Pete has nicely summarized the history of the ongoing budget situation in California and state and local government bailouts in general.
But Pete missed the most important point as he retold the important story about Alexander Hamilton: the move was also intended to show the bond market of its time that the new United States government was worthy of its confidence...and its money. Hamilton was convinced that no one would lend to the new U.S. if it didn't assume the debts of the colonies and instead repudiated them as being someone else's responsibility.
That's the real lesson here: The state of California may be a government with an economy larger than most countries, but since 1850 it has been part of the U.S. A default in California will have disastrous effects not just there and in the other 49 states, but also for every county and municipal government that borrows and, inevitably, for the United States itself. Some governments will be unable to borrow at all. Those that are able to borrow will be required to pay much higher interest rates for the privilege.
Indeed, the uncertainty surrounding the California situation has likely already affected interest rates for all municipal bonds.
This problem will not be confined to the states: the federal government's credit rating will also be affected. That could make Bill Gross's otherwise outlandish prediction that the U.S. could lose it's AAA credit rating come true.
In other words, whether you call it a bailout or something else, for financial reasons alone the federal government really has no choice but to prevent Calfironia from defaulting and to ride to the rescue.
Plus...California has 55 electoral votes.
There are lots of good and quick histories of how California got to this embarassing situation. Many, like this one from Louis Warren writing for The Edge of the American West, are worth a few minutes of your time.
But I care far less about how California got here than what should be done about it. Some quick thoughts:
1. As Pete points out, we crossed the threshold issue of federal involvement in state and local finance a long time ago.
2. I don't care what David Axlerod has said so far: Barack Obama does not want the LA Times and San Francisco Chronicle to write the same devastating headline about him that the New York Daily News wrote when President Ford initially refused to provide help to New York City: "Ford to City: Drop Dead." The Democratic Party subsequenty ran posters all over the city with a copy of that headline that said "Don't Get Mad, Get Even" and Ford and the Republicans lost New York even though Ford eventually relented. Obama has to be seen as the savior not the executioner.

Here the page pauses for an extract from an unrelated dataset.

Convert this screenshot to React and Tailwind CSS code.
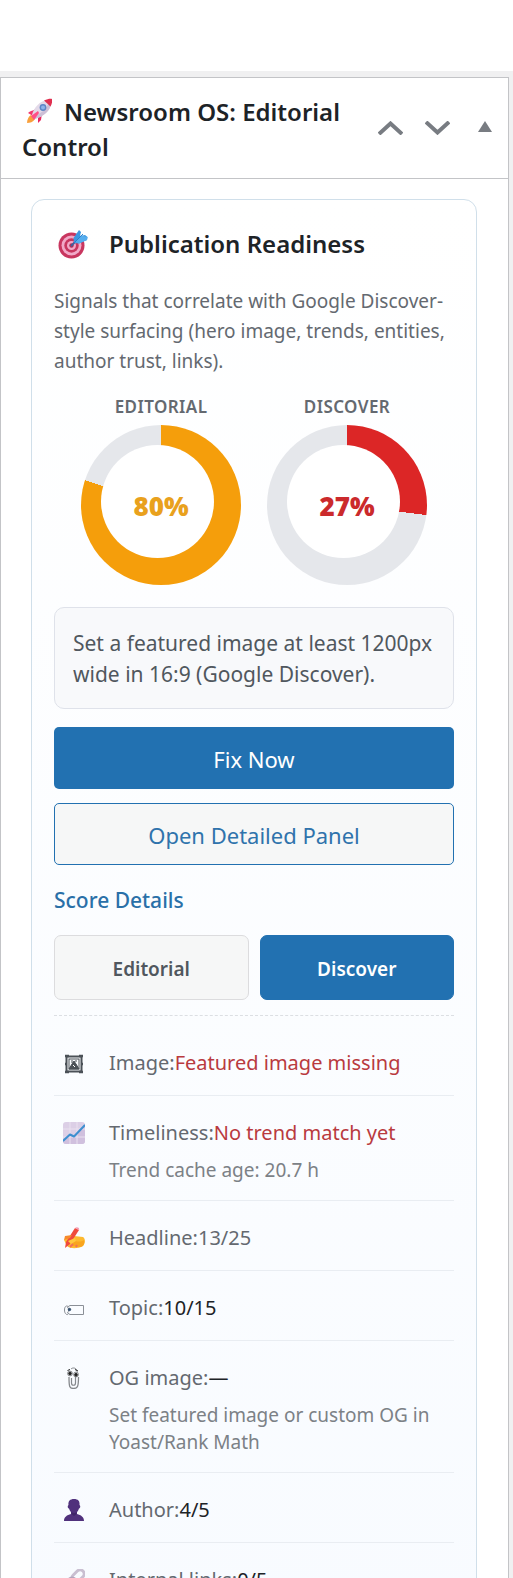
import React, { useState } from "react";

const RocketIcon = () => (
  <svg viewBox="0 0 26 26" className="mr-3 ml-1 inline-block size-[26px] align-[-3px]" aria-hidden="true">
    <path d="M5 14 L11 10 L14 13 L7 16 Z" fill="#f2386f" />
    <path d="M12 18 L16 15 L15 22 L12 25 Z" fill="#e8265f" />
    <path d="M1 25 C1 21 3 18 5 17 L9 21 C7 24 4 25 1 25 Z" fill="#f9a03c" />
    <path d="M2 15 C4 13 7 12 9 13 L7 18 Z" fill="#f2386f" />
    <path d="M6 17 C8 9 14 3 21 2 L25 6 C24 13 18 18 9 21 Z" fill="#e3d9e8" />
    <path d="M9 21 C18 18 24 13 25 6 L23 4 C20 12 14 16 7 19 Z" fill="#cdbfd6" />
    <path d="M18 2.500 C22 0.500 25 0.500 26 1 C26.500 3 26 6 24.500 8.500 Z" fill="#e02f4f" />
    <path d="M5 18 L12 13 L13 15 L8 22 Z" fill="#ff4f86" />
    <circle cx="17" cy="9.500" r="3.400" fill="#5c86c5" />
    <circle cx="17" cy="9.500" r="2" fill="#8db4ea" />
  </svg>
);

const TargetIcon = () => (
  <svg viewBox="0 0 30 30" className="size-[30px]" aria-hidden="true">
    <circle cx="13.500" cy="16.500" r="13" fill="#c8365f" />
    <circle cx="13.500" cy="16.500" r="10" fill="#f1a9c8" />
    <circle cx="13.500" cy="16.500" r="7.200" fill="#c8365f" />
    <circle cx="13.500" cy="16.500" r="4.500" fill="#f1a9c8" />
    <circle cx="13.500" cy="16.500" r="2.200" fill="#b32c55" />
    <path d="M13 17 L20 10" stroke="#3f5f9c" strokeWidth="2" />
    <path d="M16 14 L15.500 9 L21 1 L23 3 L22 7 L27 6 L29.500 8 L29 11 L21 14.500 Z" fill="#3c97e0" />
    <path d="M17 13 L23 6.500 L29.500 8 L29 11 L21 14.500 Z" fill="#55adee" />
    <path d="M16 14 L25 5" stroke="#2b7fca" />
  </svg>
);

const FrameIcon = () => (
  <svg viewBox="0 0 22 22" className="size-[22px]" fill="none" stroke="#4b5157" aria-hidden="true">
    <rect x="3.500" y="4.500" width="15" height="15" strokeWidth="2" />
    <rect x="6" y="7" width="10" height="10" strokeWidth="1" />
    <path d="M2 4h4M16 4h4M2 20h4M16 20h4M2 12h2M18 12h2" strokeWidth="2.500" />
    <path d="M6 17 L9 12 L11 9 L13 12 L16 17 Z" fill="#4b5157" />
    <path d="M10 13 L12 15" stroke="#fff" />
    <path d="M9 8v3M13 8v2" />
  </svg>
);

const TrendIcon = () => (
  <svg viewBox="0 0 22 22" className="size-[22px]" aria-hidden="true">
    <rect width="22" height="22" rx="3" fill="#dccfe6" />
    <path d="M0 17 L7 13 L11 14 L22 3 V19 a3 3 0 0 1 -3 3 H3 a3 3 0 0 1 -3 -3 Z" fill="#d0c0de" />
    <path d="M7 0v22M14 0v22M0 7h22M0 15h22" stroke="#e9e0ef" />
    <path d="M0.500 18.500 L7 12.500 L11 14.500 L21.500 3.500" fill="none" stroke="#3e8fd0" strokeWidth="2" strokeLinecap="round" strokeLinejoin="round" />
  </svg>
);

const WritingIcon = () => (
  <svg viewBox="0 0 22 22" className="size-[22px]" aria-hidden="true">
    <path d="M1 13 C3 9 7 8 11 9 L20 10 C23 12 22 17 20 19 C15 22 7 22 4 19 Z" fill="#fdb92f" />
    <path d="M10 13 C14 15 18 15 21 13 C22 17 20 20 17 20 L9 19 Z" fill="#f9a51e" />
    <path d="M12 1 L16 3 L7 17 L2 21 L3 15 Z" fill="#ef4a3c" />
    <path d="M12 1 C14 -1 17 1 16 3 Z" fill="#f49ab4" />
    <path d="M2 9 L9 8 L7 11 L1 13 Z" fill="#f78b2c" />
    <path d="M5 14 L12 11 L13 14 L8 17 Z" fill="#ffc83d" />
    <path d="M7 20 L10 17 M13 20 L14 18" stroke="#f0715a" strokeWidth="2" />
  </svg>
);

const TagIcon = () => (
  <svg viewBox="0 0 22 22" className="size-[22px]" fill="none" stroke="#8a8f96" aria-hidden="true">
    <path d="M4.500 10 L7 8.500 H20.500 V17.500 H7 L4.500 16" />
    <path d="M5 9.500 C3 8 1.500 10 1.500 13 C1.500 16 3 18 5 17.500" />
    <path d="M4.500 10 C6 12 6 14 4.500 16" />
    <circle cx="6.500" cy="12.500" r="1.200" fill="#34506e" stroke="#34506e" />
  </svg>
);

const ClipIcon = () => (
  <svg viewBox="0 0 22 22" className="size-[22px]" fill="none" stroke="#85888c" aria-hidden="true">
    <path d="M6 10 C6 20 6.500 21.500 10.500 21.500 C14.500 21.500 15.500 20 15.500 10" strokeWidth="1.300" />
    <path d="M8.500 11 V16 C8.500 19 12.500 19 12.500 16 V10" strokeWidth="1.200" />
    <path d="M8 2 C10 0 14 1 14 4.500" />
    <circle cx="7" cy="6.500" r="2.400" fill="#e9eaec" />
    <circle cx="13" cy="7.500" r="2.400" fill="#e9eaec" />
    <circle cx="7" cy="6.500" r="1.300" fill="#222" stroke="#222" />
    <circle cx="13" cy="7.800" r="1.300" fill="#222" stroke="#222" />
    <path d="M4.500 3.500 L7 2.500 M12 2.500 L15 4" stroke="#222" />
  </svg>
);

const PersonIcon = () => (
  <svg viewBox="0 0 22 22" className="size-[22px]" fill="#50317c" aria-hidden="true">
    <path d="M11 0 C15 0 17 2 16.500 6 C18 7 17 9.500 16 9.500 C15 12.500 13.500 13.500 13 14 H9 C8.500 13.500 7 12.500 6 9.500 C5 9.500 4 7 5.500 6 C5 2 7 0 11 0 Z" />
    <path d="M8 13 H14 V15 C18 16 21 18 21 22 H1 C1 18 4 16 8 15 Z" />
    <path d="M8.500 13 C10 14.500 12 14.500 13.500 13 V15 L11 17 L8.500 15 Z" fill="#3f2568" />
  </svg>
);

const LinkIcon = () => (
  <svg viewBox="0 0 22 22" className="size-[22px]" fill="none" strokeWidth="3" aria-hidden="true">
    <rect x="8" y="3" width="14" height="8" rx="4" transform="rotate(-45 15 7)" stroke="#c9bfd1" />
    <rect x="0" y="11" width="14" height="8" rx="4" transform="rotate(-45 7 15)" stroke="#b3a6bd" />
  </svg>
);

const gauges = [
  { label: "Editorial", value: 80, color: "#f59e0b", text: "text-[#e9a11d]" },
  { label: "Discover", value: 27, color: "#dc2626", text: "text-[#cb2a2c]" },
];

const signals = [
  { label: "Image", value: "Featured image missing", tone: "text-[#b93a3e]", Icon: FrameIcon },
  {
    label: "Timeliness",
    value: "No trend match yet",
    tone: "text-[#b93a3e]",
    note: "Trend cache age: 20.7 h",
    Icon: TrendIcon,
  },
  { label: "Headline", value: "13/25", tone: "text-[#646970]", Icon: WritingIcon },
  { label: "Topic", value: "10/15", tone: "text-[#1d2327]", Icon: TagIcon },
  {
    label: "OG image",
    value: "—",
    tone: "text-[#1d2327]",
    note: "Set featured image or custom OG in Yoast/Rank Math",
    Icon: ClipIcon,
  },
  { label: "Author", value: "4/5", tone: "text-[#1d2327]", Icon: PersonIcon },
  { label: "Internal links", value: "0/5", tone: "text-[#1d2327]", Icon: LinkIcon },
];

const Gauge = ({ label, value, color, text }) => (
  <div className="flex flex-col items-center">
    <span className="text-[17px] leading-6 font-semibold tracking-wide text-[#646970] uppercase">
      {label}
    </span>
    <div
      className="mt-1.5 grid size-40 rounded-full"
      style={{ background: `conic-gradient(${color} ${value}%, #e5e7eb 0)` }}
    >
      <div className="col-start-1 row-start-1 mt-5 ml-5 size-[113px] rounded-full bg-white" />
      <strong
        className={`col-start-1 row-start-1 place-self-center pt-0.5 text-[26px] leading-8 font-black ${text}`}
      >
        {value}%
      </strong>
    </div>
  </div>
);

const Signal = ({ label, value, tone, note, Icon }) => (
  <li className="flex min-h-[70px] border-b border-[#e9edf2] pt-[22px] pb-4">
    <span className="flex h-[29px] w-[55px] shrink-0 items-center pl-[9px]">
      <Icon />
    </span>
    <div>
      <p className="text-[20px] leading-[29px] text-[#646970]">
        {label}:<span className={tone}>{value}</span>
      </p>
      {note && (
        <p className="mt-2.5 text-[19px] leading-[27px] text-[#7c8186]">{note}</p>
      )}
    </div>
  </li>
);

export default function App() {
  const [open, setOpen] = useState(true);
  const [tab, setTab] = useState("Discover");

  return (
    <main className="h-screen overflow-hidden bg-[#f0f0f1] font-['Noto_Sans',sans-serif]">
      <div className="h-[71px] bg-white" />

      <section className="mt-1.5 mr-1 border border-[#c3c4c7] bg-white">
        <header className="flex items-center border-b border-[#c3c4c7] pl-[21px]">
          <h2 className="flex-1 pt-4 pb-3.5 text-[24px] leading-[35px] font-semibold text-[#1d2327]">
            <RocketIcon />
            Newsroom OS: Editorial Control
          </h2>
          <div className="flex items-center text-[#787c82]">
            <button aria-label="Move up" className="flex w-[47px] justify-center">
              <svg viewBox="0 0 25 14" className="h-3.5 w-[25px]" fill="none" stroke="currentColor" strokeWidth="4">
                <path d="M1 13 L12.500 2.500 L24 13" />
              </svg>
            </button>
            <button aria-label="Move down" className="flex w-[47px] justify-center">
              <svg viewBox="0 0 25 14" className="h-3.5 w-[25px]" fill="none" stroke="currentColor" strokeWidth="4">
                <path d="M1 1 L12.500 11.500 L24 1" />
              </svg>
            </button>
            <button
              aria-label="Toggle panel"
              aria-expanded={open}
              onClick={() => setOpen(!open)}
              className="flex w-[47px] justify-center pb-1"
            >
              <svg viewBox="0 0 14 11" className="h-[11px] w-3.5" fill="currentColor">
                <path d="M7 0 L14 11 H0 Z" />
              </svg>
            </button>
          </div>
        </header>

        {open && (
          <div className="pt-5 pr-[31px] pl-[30px]">
            <div className="rounded-[13px] border border-[#d0dfea] bg-linear-to-b from-white to-[#f8fbff] px-[22px] pt-6 pb-6">
              <h3 className="flex items-center text-[24px] leading-[40px] font-semibold text-[#1d2327]">
                <span className="w-[55px] shrink-0 pl-1">
                  <TargetIcon />
                </span>
                Publication Readiness
              </h3>

              <p className="mt-[22px] text-[19px] leading-[30px] text-[#646970]">
                Signals that correlate with Google Discover-style surfacing (hero
                image, trends, entities, author trust, links).
              </p>

              <div className="mt-[19px] flex justify-center gap-[26px]">
                {gauges.map((gauge) => (
                  <Gauge key={gauge.label} {...gauge} />
                ))}
              </div>

              <p className="mt-[22px] rounded-[10px] border border-[#dfe2ea] bg-[#f8f9fb] px-[18px] pt-5 pb-[18px] text-[21px] leading-[31px] text-[#50575e]">
                Set a featured image at least 1200px wide in 16:9 (Google
                Discover).
              </p>

              <button className="mt-[18px] block h-[62px] w-full rounded-[5px] bg-[#2271b1] pt-0.5 text-[22px] text-white">
                Fix Now
              </button>
              <button className="mt-3.5 block h-[62px] w-full rounded-[5px] border border-[#2271b1] bg-[#f6f7f7] pt-0.5 text-[22px] text-[#2f73ac]">
                Open Detailed Panel
              </button>

              <h4 className="mt-5 text-[21px] leading-[30px] font-medium text-[#2a70a8]">
                Score Details
              </h4>

              <div className="mt-5 grid grid-cols-2 gap-[11px]">
                {["Editorial", "Discover"].map((item) => (
                  <button
                    key={item}
                    aria-pressed={tab === item}
                    onClick={() => setTab(item)}
                    className={`h-[65px] rounded-[7px] border pt-1 text-[19px] font-semibold ${
                      tab === item
                        ? "border-[#2271b1] bg-[#2271b1] text-white"
                        : "border-[#dcdcde] bg-[#f6f7f7] text-[#50575e]"
                    }`}
                  >
                    {item}
                  </button>
                ))}
              </div>

              <ul className="mt-[15px] border-t border-dashed border-[#dcdfe3] pt-2.5">
                {signals.map((signal) => (
                  <Signal key={signal.label} {...signal} />
                ))}
              </ul>
            </div>
          </div>
        )}
      </section>
    </main>
  );
}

3. The assistance Washington has already provided for AIG, Fannie Mae, Freddie Mac, Chrysler, General Motors, and just about every other big and small financial company you can name has come with shackles rather than just strings attached. California should expect no less.

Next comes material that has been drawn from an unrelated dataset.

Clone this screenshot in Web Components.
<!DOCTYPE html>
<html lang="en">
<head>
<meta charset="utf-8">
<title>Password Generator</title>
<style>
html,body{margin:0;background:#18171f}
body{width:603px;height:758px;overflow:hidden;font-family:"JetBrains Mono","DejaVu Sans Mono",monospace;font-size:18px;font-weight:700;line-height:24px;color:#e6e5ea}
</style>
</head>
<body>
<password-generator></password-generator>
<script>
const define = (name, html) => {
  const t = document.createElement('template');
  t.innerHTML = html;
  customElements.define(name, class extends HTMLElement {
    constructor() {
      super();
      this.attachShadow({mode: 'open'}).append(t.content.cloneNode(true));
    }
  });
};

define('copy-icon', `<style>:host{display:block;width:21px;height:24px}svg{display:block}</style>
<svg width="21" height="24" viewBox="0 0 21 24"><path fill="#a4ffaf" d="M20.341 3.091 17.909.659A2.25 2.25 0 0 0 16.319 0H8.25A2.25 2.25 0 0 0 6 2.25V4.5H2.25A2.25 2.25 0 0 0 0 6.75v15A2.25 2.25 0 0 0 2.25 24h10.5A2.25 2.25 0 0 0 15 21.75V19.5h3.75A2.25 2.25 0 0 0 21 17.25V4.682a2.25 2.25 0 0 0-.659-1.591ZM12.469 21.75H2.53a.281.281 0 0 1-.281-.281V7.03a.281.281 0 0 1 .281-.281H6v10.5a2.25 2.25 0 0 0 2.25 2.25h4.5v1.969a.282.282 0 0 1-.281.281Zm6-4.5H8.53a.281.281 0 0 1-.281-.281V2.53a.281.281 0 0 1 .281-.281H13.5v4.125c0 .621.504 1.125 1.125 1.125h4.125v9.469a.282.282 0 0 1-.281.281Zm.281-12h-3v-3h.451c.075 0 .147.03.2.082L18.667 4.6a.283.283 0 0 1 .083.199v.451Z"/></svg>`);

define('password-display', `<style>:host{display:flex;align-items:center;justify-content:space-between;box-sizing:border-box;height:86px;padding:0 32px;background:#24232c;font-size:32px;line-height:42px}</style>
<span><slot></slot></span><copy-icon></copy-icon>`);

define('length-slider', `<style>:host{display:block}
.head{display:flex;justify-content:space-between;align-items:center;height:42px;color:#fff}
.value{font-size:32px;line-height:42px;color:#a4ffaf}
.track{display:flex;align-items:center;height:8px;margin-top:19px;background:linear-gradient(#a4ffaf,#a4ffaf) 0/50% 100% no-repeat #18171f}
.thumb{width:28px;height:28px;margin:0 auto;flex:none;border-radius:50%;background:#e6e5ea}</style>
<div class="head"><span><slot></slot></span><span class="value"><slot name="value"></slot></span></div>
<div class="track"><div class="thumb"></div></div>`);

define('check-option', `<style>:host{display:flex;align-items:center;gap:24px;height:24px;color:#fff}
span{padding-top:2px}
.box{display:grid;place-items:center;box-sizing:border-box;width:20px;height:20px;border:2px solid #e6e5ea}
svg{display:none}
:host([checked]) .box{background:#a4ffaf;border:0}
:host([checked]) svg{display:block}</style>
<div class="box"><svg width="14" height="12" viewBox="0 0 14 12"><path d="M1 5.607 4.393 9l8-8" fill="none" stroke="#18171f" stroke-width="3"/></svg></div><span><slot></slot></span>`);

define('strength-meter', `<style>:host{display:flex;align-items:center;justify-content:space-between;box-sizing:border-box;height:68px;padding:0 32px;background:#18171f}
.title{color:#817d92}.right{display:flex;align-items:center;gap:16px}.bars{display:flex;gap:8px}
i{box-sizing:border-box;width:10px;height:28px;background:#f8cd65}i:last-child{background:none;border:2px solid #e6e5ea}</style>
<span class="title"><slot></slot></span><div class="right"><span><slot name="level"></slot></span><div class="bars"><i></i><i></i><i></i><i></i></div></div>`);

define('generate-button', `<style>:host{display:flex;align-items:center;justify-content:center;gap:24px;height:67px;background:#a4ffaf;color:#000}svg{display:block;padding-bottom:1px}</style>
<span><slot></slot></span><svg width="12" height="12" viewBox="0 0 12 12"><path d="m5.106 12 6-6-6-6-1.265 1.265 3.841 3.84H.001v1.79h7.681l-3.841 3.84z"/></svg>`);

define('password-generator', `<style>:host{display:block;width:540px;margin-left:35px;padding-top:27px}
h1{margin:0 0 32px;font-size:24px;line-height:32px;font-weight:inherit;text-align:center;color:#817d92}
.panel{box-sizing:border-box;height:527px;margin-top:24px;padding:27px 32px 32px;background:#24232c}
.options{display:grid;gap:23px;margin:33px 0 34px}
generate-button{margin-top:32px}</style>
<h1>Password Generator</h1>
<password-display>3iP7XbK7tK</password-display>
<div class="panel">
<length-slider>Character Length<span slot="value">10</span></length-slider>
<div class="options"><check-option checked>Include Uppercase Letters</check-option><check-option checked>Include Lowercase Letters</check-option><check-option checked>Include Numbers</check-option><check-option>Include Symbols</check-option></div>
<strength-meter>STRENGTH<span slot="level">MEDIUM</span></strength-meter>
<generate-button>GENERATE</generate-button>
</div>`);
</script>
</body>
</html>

4. But there is a problem attaching strings...or chains...to assistance for California: the state is a government, not a corporation. There is no board of directors for Washington to replace. It could ask the governor and assembly speaker to resign in much the way that it forced the General Motors CEO out of his job, but the constitutional implications of that type of move raise important questions (and perhaps law suits).

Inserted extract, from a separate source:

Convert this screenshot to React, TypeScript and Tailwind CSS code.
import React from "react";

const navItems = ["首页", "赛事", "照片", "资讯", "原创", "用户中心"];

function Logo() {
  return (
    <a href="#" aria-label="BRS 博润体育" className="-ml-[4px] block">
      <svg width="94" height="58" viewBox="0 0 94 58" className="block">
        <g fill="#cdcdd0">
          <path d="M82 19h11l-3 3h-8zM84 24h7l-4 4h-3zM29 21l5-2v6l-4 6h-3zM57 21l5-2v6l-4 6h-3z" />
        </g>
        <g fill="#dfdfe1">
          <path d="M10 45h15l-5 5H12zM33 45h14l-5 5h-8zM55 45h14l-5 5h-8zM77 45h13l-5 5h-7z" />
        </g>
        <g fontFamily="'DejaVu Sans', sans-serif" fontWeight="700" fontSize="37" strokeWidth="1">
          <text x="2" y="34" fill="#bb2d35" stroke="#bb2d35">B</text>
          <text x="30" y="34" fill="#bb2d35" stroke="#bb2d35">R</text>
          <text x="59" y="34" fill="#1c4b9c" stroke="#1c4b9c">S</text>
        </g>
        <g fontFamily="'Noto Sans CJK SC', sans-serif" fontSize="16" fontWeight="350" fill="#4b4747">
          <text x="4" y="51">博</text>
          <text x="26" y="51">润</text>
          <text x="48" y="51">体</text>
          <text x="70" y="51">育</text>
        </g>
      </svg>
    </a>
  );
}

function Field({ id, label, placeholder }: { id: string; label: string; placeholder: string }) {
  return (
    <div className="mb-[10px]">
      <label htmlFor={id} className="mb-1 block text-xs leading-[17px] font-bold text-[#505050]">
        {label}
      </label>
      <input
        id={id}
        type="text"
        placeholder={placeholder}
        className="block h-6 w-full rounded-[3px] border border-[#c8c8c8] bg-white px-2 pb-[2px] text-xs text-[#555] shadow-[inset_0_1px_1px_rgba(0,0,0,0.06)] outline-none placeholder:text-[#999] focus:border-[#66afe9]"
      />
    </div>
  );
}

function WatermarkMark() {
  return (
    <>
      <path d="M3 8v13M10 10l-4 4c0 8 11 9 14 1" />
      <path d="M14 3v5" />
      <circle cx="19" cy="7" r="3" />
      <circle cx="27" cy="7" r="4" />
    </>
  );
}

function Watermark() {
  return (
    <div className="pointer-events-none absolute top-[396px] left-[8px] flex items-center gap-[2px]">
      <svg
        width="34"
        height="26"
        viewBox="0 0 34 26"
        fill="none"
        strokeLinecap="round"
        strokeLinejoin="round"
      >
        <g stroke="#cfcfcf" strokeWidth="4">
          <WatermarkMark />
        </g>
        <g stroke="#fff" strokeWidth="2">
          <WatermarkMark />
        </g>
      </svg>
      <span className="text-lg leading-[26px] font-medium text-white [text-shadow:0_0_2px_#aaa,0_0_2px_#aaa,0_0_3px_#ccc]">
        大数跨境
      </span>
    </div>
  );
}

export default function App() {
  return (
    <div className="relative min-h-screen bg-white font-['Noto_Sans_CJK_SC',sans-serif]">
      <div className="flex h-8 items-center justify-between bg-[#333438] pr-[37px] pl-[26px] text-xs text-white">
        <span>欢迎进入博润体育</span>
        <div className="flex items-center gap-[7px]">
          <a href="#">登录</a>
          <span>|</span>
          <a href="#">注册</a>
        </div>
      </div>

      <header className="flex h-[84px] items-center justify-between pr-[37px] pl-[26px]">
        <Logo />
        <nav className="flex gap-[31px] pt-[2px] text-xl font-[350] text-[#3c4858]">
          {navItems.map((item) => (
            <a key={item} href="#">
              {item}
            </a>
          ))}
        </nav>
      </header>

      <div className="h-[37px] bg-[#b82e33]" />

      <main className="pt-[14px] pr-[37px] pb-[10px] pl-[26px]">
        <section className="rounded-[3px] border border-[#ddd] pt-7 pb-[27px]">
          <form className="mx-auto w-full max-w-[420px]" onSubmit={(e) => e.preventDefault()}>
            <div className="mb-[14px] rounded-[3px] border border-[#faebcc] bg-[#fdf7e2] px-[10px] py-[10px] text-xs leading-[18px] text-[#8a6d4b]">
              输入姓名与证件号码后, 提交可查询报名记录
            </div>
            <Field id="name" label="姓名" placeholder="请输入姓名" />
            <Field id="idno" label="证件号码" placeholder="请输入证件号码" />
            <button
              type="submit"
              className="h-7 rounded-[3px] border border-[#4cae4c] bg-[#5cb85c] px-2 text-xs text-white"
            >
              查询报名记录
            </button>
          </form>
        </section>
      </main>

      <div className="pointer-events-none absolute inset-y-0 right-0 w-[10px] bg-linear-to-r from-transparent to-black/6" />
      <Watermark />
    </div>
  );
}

5. Ultimately, like grant-in-aid requirements, federal assistance could be predicated on the state government taking certain actions -- on taxing and spendng, for example. But in the current political environment in California and constitutional rules on its budget, it's not clear whether those changes could be enacted. After all, if those changes were possible the state wouldn't need federal assistance to begin with.
6. The Obama administration can't provide California assistance without getting something that looks and sounds like reform in return.
To me, this sounds like we're in for several weeks of dancing about federal assistance for California. Washington can't provide it without getting something in return and it's not yet clear what that can or will be.

State Defaults
But if you're going back to Alexander Hamilton to talk about bailouts, you should include the counter-case -- the nonbailouts of the 1840s. Several states defaulted on payments for construction bonds issued in better times. Despite some pressure, the federal government did not come to their rescue, and a couple of states repudiated their bonds altogether. Pennsylvania was at the receiving end of a bitter sonnet by Wordsworth; nevertheless, the country survived. (The classic study is Reginald C. McGrane, Foreign Bondholders and American State Debts.)